Por Enrique Sada
En 1867, cuando los restantes miembros del extinto Partido Conservador se acercaron al borde del sepulcro en que se encerraba—entonces se creía que para siempre—el cuerpo de quien fuera un verdadero Niño Héroe, el presidente más joven de la República y patriota valeroso, el General Miguel Miramón Tarelo, con tímidas palabras se acercaron a su viuda, la señora Concepción Lombardo de Miramón, para manifestarle la enorme pérdida que para México y los conservadores representaba la muerte del «Joven Macabeo».
La viuda en un estado de agudeza mental y contemplativa, como relámpago que rompe la quietud y cruza el cielo, simplemente les respondió: «Ustedes también están sepultados dentro de esa tumba».
Con estas palabras se cerraba un capítulo extraordinario en la Historia de México, pero se abría, sin duda, el camino hacia la eternidad, así como una pauta para que esta mujer describiera a futuras generaciones como fue su tiempo junto al gran hombre que se había convertido, desde muy joven, en un personaje de leyenda cuya vida estaría entrelazada, hasta el momento de su asesinato, con lo que más amaba: su Patria.
Dos años después de cerrarse aquella loza en el Panteón de San Fernando, de manera apasionada y lo más cercana a la verdad histórica, a partir de sus recuerdos íntimos fue que Concepción Lombardo, o simplemente “Concha” para quienes solían tratarla, inició como catarsis un largo recuento de historias y vidas cruzadas a partir de su experiencia en lo que serían sus célebres Memorias empezando por su nacimiento en la capital de un México independiente, en el año de 1835.
Sin ser una mujer de letras dedicada al oficio como George Sand, la presente obra se consagra como una enorme contribución por parte de la autora en el ámbito de la historiografía pues se trata no de un simple desahogo personal o una extensa proclama política—algo bastante común en aquellos tiempos—ni de un memorial justificativo y parcial con pretensiones moralistas (como lo hicieran Lucas Alamán, Benito Juárez o el mismo Antonio López de Santa Anna en su momento); por el contrario: la autora se presenta a sí misma desde la verdad infranqueable y nos expone también a aquellos personajes que definieron los destinos de la todavía joven Nación mexicana en un momento crítico, partiendo desde su extensión, usos y costumbres hasta ahondar también en sus virtudes, sucesos y vicios.
Ha habido algunos que, de manera superficial desde el confort y el maniqueísmo que les impone—porque les es cómodo y económicamente redituable—la “historia de bronce”, acusan en nuestra apasionada autora, con recato fingido y actitudes puristas, parcialidad o hasta un aparente error en la presente autobiografía, como sucede con María Teresa Bermúdez quien en su muy breve reseña a las Memorias de Concepción Lombardo de Miramón, publicada por la revista Nexos en el año de 1990, manifestaba que “desgraciadamente no se corrigió la ortografía”(?) a la hora de publicarlas por vez primera y desde entonces.

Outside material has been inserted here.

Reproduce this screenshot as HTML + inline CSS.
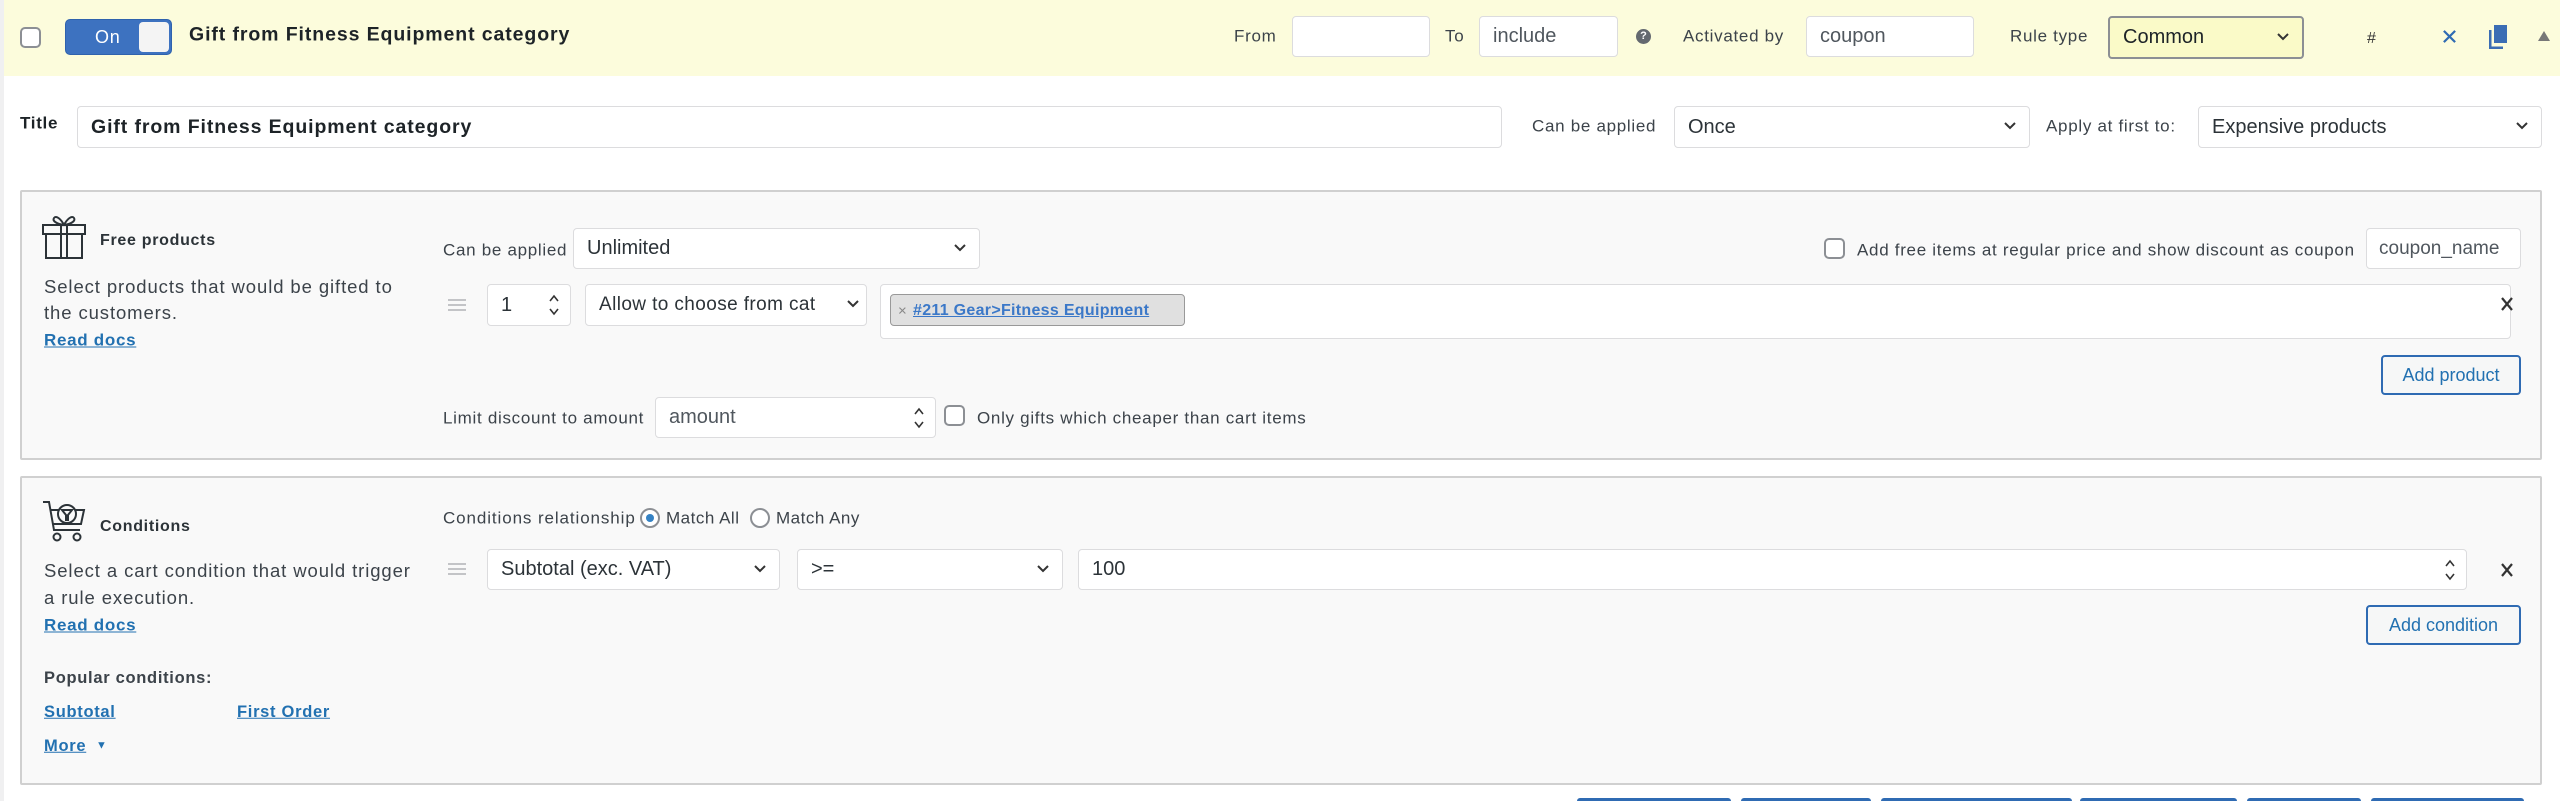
<!DOCTYPE html>
<html><head><meta charset="utf-8"><style>
*{margin:0;padding:0;box-sizing:border-box}
body{width:2560px;height:801px;overflow:hidden;background:#fff;font-family:"Liberation Sans",Arial,sans-serif;color:#3c434a;position:relative}
.a{position:absolute}
.t{position:absolute;white-space:nowrap;font-size:17px;color:#3c434a;transform:translateY(-50%);line-height:1;letter-spacing:0.7px}
.in{position:absolute;background:#fff;border:1px solid #dcdcde;border-radius:4px;display:flex;align-items:center;padding-left:13px;font-size:20px;color:#2c3338;white-space:nowrap;overflow:hidden}
.chev{position:absolute;right:12px;top:50%;margin-top:-6px;width:14px;height:10px}
.lnk{color:#2271b1;text-decoration:underline;font-weight:bold;font-size:17px}
.btn{position:absolute;border:2px solid #2f6bb3;border-radius:4px;background:#f6f7f7;color:#2271b1;font-size:18px;display:flex;align-items:center;justify-content:center}
.panel{position:absolute;left:20px;width:2522px;background:#f9f9f9;border:2px solid #d0d0d0;border-radius:2px}
.cb{position:absolute;width:21px;height:21px;border:2px solid #8c8f94;border-radius:5px;background:#fff}
.drag{position:absolute;width:18px;height:12px;border-top:2px solid #c3c4c7;border-bottom:2px solid #c3c4c7}
.drag:after{content:"";position:absolute;left:0;right:0;top:3px;border-top:2px solid #c3c4c7}
.spin{position:absolute;right:10px;top:50%;transform:translateY(-50%);width:12px;height:26px}
.desc{font-size:18.5px;letter-spacing:0.9px}
</style></head><body>
<div class="a" style="left:0;top:0;width:4px;height:801px;background:#f0f0f1"></div>
<!-- header -->
<div class="a" style="left:4px;top:0;width:2556px;height:76px;background:#fcfcdc"></div>
<div class="cb" style="left:20px;top:27px"></div>
<div class="a" style="left:65px;top:19px;width:107px;height:36px;background:#3d72c0;border-radius:5px;border:1px solid #2f62ad"></div>
<div class="t" style="left:95px;top:37px;color:#fff;font-size:18px">On</div>
<div class="a" style="left:139px;top:22px;width:30px;height:30px;background:#f4f4f4;border-radius:4px"></div>
<div class="t" style="left:189px;top:35px;font-size:19.5px;font-weight:bold;color:#1d2327;letter-spacing:0.9px">Gift from Fitness Equipment category</div>
<div class="t" style="left:1234px;top:36px">From</div>
<div class="in" style="left:1292px;top:16px;width:138px;height:41px"></div>
<div class="t" style="left:1445px;top:36px">To</div>
<div class="in" style="left:1479px;top:16px;width:139px;height:41px;color:#50575e">include</div>
<div class="a" style="left:1636px;top:29px;width:15px;height:15px;border-radius:50%;background:#646970;color:#fff;font-size:11px;font-weight:bold;text-align:center;line-height:15px">?</div>
<div class="t" style="left:1683px;top:36px">Activated by</div>
<div class="in" style="left:1806px;top:16px;width:168px;height:41px;color:#50575e">coupon</div>
<div class="t" style="left:2010px;top:36px">Rule type</div>
<div class="in" style="left:2108px;top:16px;width:196px;height:43px;background:#fafac8;border:2px solid #8c8f94;color:#1d2327">Common<svg class="chev" viewBox="0 0 14 10"><path d="M2 2l5 5 5-5" stroke="#333" stroke-width="2" fill="none"/></svg></div>
<div class="t" style="left:2367px;top:39px;font-size:16px;color:#333">#</div>
<svg class="a" style="left:2442px;top:29px" width="15" height="15" viewBox="0 0 16 16"><path d="M2 2L14 14M14 2L2 14" stroke="#2f6bb3" stroke-width="2.4"/></svg>
<svg class="a" style="left:2489px;top:25px" width="20" height="24" viewBox="0 0 20 24"><rect x="5" y="0" width="13" height="18" fill="#3b6db4"/><path d="M1 5v18h13" stroke="#3b6db4" stroke-width="3" fill="none"/></svg>
<svg class="a" style="left:2538px;top:31px" width="12" height="10" viewBox="0 0 12 10"><path d="M6 0L12 10H0z" fill="#777"/></svg>
<!-- title row -->
<div class="t" style="left:20px;top:123px;font-weight:bold;color:#1d2327">Title</div>
<div class="in" style="left:77px;top:106px;width:1425px;height:42px;font-weight:bold;font-size:19.5px;color:#1d2327;letter-spacing:0.9px">Gift from Fitness Equipment category</div>
<div class="t" style="left:1532px;top:126px">Can be applied</div>
<div class="in" style="left:1674px;top:106px;width:356px;height:42px">Once<svg class="chev" viewBox="0 0 14 10"><path d="M2 2l5 5 5-5" stroke="#333" stroke-width="2" fill="none"/></svg></div>
<div class="t" style="left:2046px;top:126px">Apply at first to:</div>
<div class="in" style="left:2198px;top:106px;width:344px;height:42px">Expensive products<svg class="chev" viewBox="0 0 14 10"><path d="M2 2l5 5 5-5" stroke="#333" stroke-width="2" fill="none"/></svg></div>
<!-- free products panel -->
<div class="panel" style="top:190px;height:270px"></div>
<svg class="a" style="left:42px;top:213px" width="44" height="46" viewBox="0 0 44 46"><g stroke="#2c3338" stroke-width="2" fill="none"><rect x="1" y="12" width="42" height="9"/><rect x="4" y="21" width="36" height="24"/><path d="M19 12v33M25 12v33"/><path d="M22 12c-3-6-8-10-10-7s3 6 10 7zM22 12c3-6 8-10 10-7s-3 6-10 7z"/></g></svg>
<div class="t" style="left:100px;top:241px;font-weight:bold;font-size:16px;color:#2c3338">Free products</div>
<div class="t desc" style="left:44px;top:287px">Select products that would be gifted to</div>
<div class="t desc" style="left:44px;top:313px">the customers.</div>
<div class="t lnk" style="left:44px;top:340px">Read docs</div>
<div class="t" style="left:443px;top:250px">Can be applied</div>
<div class="in" style="left:573px;top:228px;width:407px;height:41px">Unlimited<svg class="chev" viewBox="0 0 14 10"><path d="M2 2l5 5 5-5" stroke="#333" stroke-width="2" fill="none"/></svg></div>
<div class="cb" style="left:1824px;top:238px"></div>
<div class="t" style="left:1857px;top:250px">Add free items at regular price and show discount as coupon</div>
<div class="in" style="left:2366px;top:228px;width:155px;height:41px;color:#50575e;font-size:19px;padding-left:12px">coupon_name</div>
<div class="drag" style="left:448px;top:299px"></div>
<div class="in" style="left:487px;top:284px;width:84px;height:42px">1<svg class="spin" viewBox="0 0 12 26"><path d="M2 9l4-5 4 5M2 17l4 5 4-5" stroke="#333" stroke-width="1.6" fill="none"/></svg></div>
<div class="in" style="left:585px;top:284px;width:282px;height:42px;font-size:19px;letter-spacing:0.4px">Allow to choose from cat<svg class="chev" style="right:6px" viewBox="0 0 14 10"><path d="M2 2l5 5 5-5" stroke="#333" stroke-width="2" fill="none"/></svg></div>
<div class="in" style="left:880px;top:284px;width:1631px;height:55px"></div>
<div class="a" style="left:890px;top:294px;width:295px;height:32px;background:#e0e0e0;border:1px solid #999;border-radius:4px"></div>
<div class="t" style="left:898px;top:311px;color:#888;font-size:15px">×</div>
<div class="t lnk" style="left:913px;top:311px;font-size:16px;color:#3b78c8;letter-spacing:0.3px">#211 Gear&gt;Fitness Equipment</div>
<svg class="a" style="left:2500px;top:296px" width="14" height="16" viewBox="0 0 14 16"><path d="M2 2L12 14M12 2L2 14" stroke="#333" stroke-width="2.2"/></svg>
<div class="btn" style="left:2381px;top:355px;width:140px;height:40px">Add product</div>
<div class="t" style="left:443px;top:418px">Limit discount to amount</div>
<div class="in" style="left:655px;top:397px;width:281px;height:41px;color:#50575e">amount<svg class="spin" viewBox="0 0 12 26"><path d="M2 9l4-5 4 5M2 17l4 5 4-5" stroke="#333" stroke-width="1.6" fill="none"/></svg></div>
<div class="cb" style="left:944px;top:405px"></div>
<div class="t" style="left:977px;top:418px">Only gifts which cheaper than cart items</div>
<!-- conditions panel -->
<div class="panel" style="top:476px;height:309px"></div>
<svg class="a" style="left:42px;top:500px" width="46" height="42" viewBox="0 0 46 42"><g stroke="#2c3338" stroke-width="2" fill="none"><path d="M1 2h6l5 28h26"/><path d="M9 10h33l-3 14H11"/><circle cx="25" cy="14" r="9" fill="#f9f9f9"/><path d="M20 10h10l-4 5v5h-2v-5z"/><circle cx="15" cy="37" r="3.5"/><circle cx="35" cy="37" r="3.5"/></g></svg>
<div class="t" style="left:100px;top:527px;font-weight:bold;font-size:16px;color:#2c3338">Conditions</div>
<div class="t" style="left:443px;top:518px;font-size:17px;letter-spacing:0.9px">Conditions relationship</div>
<div class="a" style="left:640px;top:508px;width:20px;height:20px;border-radius:50%;border:2px solid #8c8f94;background:#fff"><div class="a" style="left:4px;top:4px;width:8px;height:8px;border-radius:50%;background:#3582c4"></div></div>
<div class="t" style="left:666px;top:518px;font-size:17px;letter-spacing:0.5px">Match All</div>
<div class="a" style="left:750px;top:508px;width:20px;height:20px;border-radius:50%;border:2px solid #8c8f94;background:#fff"></div>
<div class="t" style="left:776px;top:518px;font-size:17px;letter-spacing:0.5px">Match Any</div>
<div class="t desc" style="left:44px;top:571px">Select a cart condition that would trigger</div>
<div class="t desc" style="left:44px;top:598px">a rule execution.</div>
<div class="t lnk" style="left:44px;top:625px">Read docs</div>
<div class="t" style="left:44px;top:678px;font-weight:bold;font-size:16.5px">Popular conditions:</div>
<div class="t lnk" style="left:44px;top:712px;font-size:16.5px">Subtotal</div>
<div class="t lnk" style="left:237px;top:712px;font-size:16.5px">First Order</div>
<div class="t lnk" style="left:44px;top:746px;font-size:16.5px">More</div>
<div class="t" style="left:96px;top:746px;font-size:11px;color:#2271b1">▼</div>
<div class="drag" style="left:448px;top:563px"></div>
<div class="in" style="left:487px;top:549px;width:293px;height:41px">Subtotal (exc. VAT)<svg class="chev" viewBox="0 0 14 10"><path d="M2 2l5 5 5-5" stroke="#333" stroke-width="2" fill="none"/></svg></div>
<div class="in" style="left:797px;top:549px;width:266px;height:41px">&gt;=<svg class="chev" viewBox="0 0 14 10"><path d="M2 2l5 5 5-5" stroke="#333" stroke-width="2" fill="none"/></svg></div>
<div class="in" style="left:1078px;top:549px;width:1389px;height:41px">100<svg class="spin" viewBox="0 0 12 26"><path d="M2 9l4-5 4 5M2 17l4 5 4-5" stroke="#333" stroke-width="1.6" fill="none"/></svg></div>
<svg class="a" style="left:2500px;top:562px" width="14" height="16" viewBox="0 0 14 16"><path d="M2 2L12 14M12 2L2 14" stroke="#333" stroke-width="2.2"/></svg>
<div class="btn" style="left:2366px;top:605px;width:155px;height:40px">Add condition</div>
<!-- bottom buttons -->
<div class="a" style="left:1577px;top:798px;width:154px;height:3px;background:#2f6bb3;border-radius:3px 3px 0 0"></div>
<div class="a" style="left:1741px;top:798px;width:130px;height:3px;background:#2f6bb3;border-radius:3px 3px 0 0"></div>
<div class="a" style="left:1881px;top:798px;width:191px;height:3px;background:#2f6bb3;border-radius:3px 3px 0 0"></div>
<div class="a" style="left:2080px;top:798px;width:157px;height:3px;background:#2f6bb3;border-radius:3px 3px 0 0"></div>
<div class="a" style="left:2247px;top:798px;width:114px;height:3px;background:#2f6bb3;border-radius:3px 3px 0 0"></div>
<div class="a" style="left:2371px;top:798px;width:153px;height:3px;background:#2f6bb3;border-radius:3px 3px 0 0"></div>
</body></html>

En el presente caso habría que subrayarle a quien se pretendía crítica no solo su error y la ligereza de esta afirmación sino también el anacronismo en que incurre al emitir una opinión que solo puede justificar su falta de conocimiento histórico al emitir juicio sobre una obra del siglo XIX con la mentalidad del siglo XX, pues las reglas gramaticales que gozamos hoy en lo que a la lengua castellana se refiere, no vinieron a imponerse de manera general y definitiva sino hasta finales del reinado de Isabel II de España en 1869; esto es, hasta ya entrada la segunda mitad del siglo XIX.
Aún y cuando los primeros trazos por uniformar la pronunciación y gramática aparecen bajo el Borbonismo tardío del siglo XVIII, con la publicación de la Gramática de la lengua española por la Real Academia de la Lengua en 1771, esta se hace como un intento político centralizador (más que unificador y común) respecto a las muy distintas usanzas, costumbres, palabras y dialectos que imperaban tanto en la misma Madre Patria como en el resto del Imperio que abarcaba un territorio global desde los Virreinatos de América y las Capitanías Generales del Caribe, al igual que otras provincias de ultramar como las Filipinas; y si este primer intento no se generalizó fue debido a la tirantez que experimentaba como hegemonía en declive, ocupada en sus guerras contra Francia e Inglaterra por conservar su integridad territorial—desde entonces, con suficientes visos a autofragmentarse—y debido al embate fratricida de las guerras carlistas en la Península.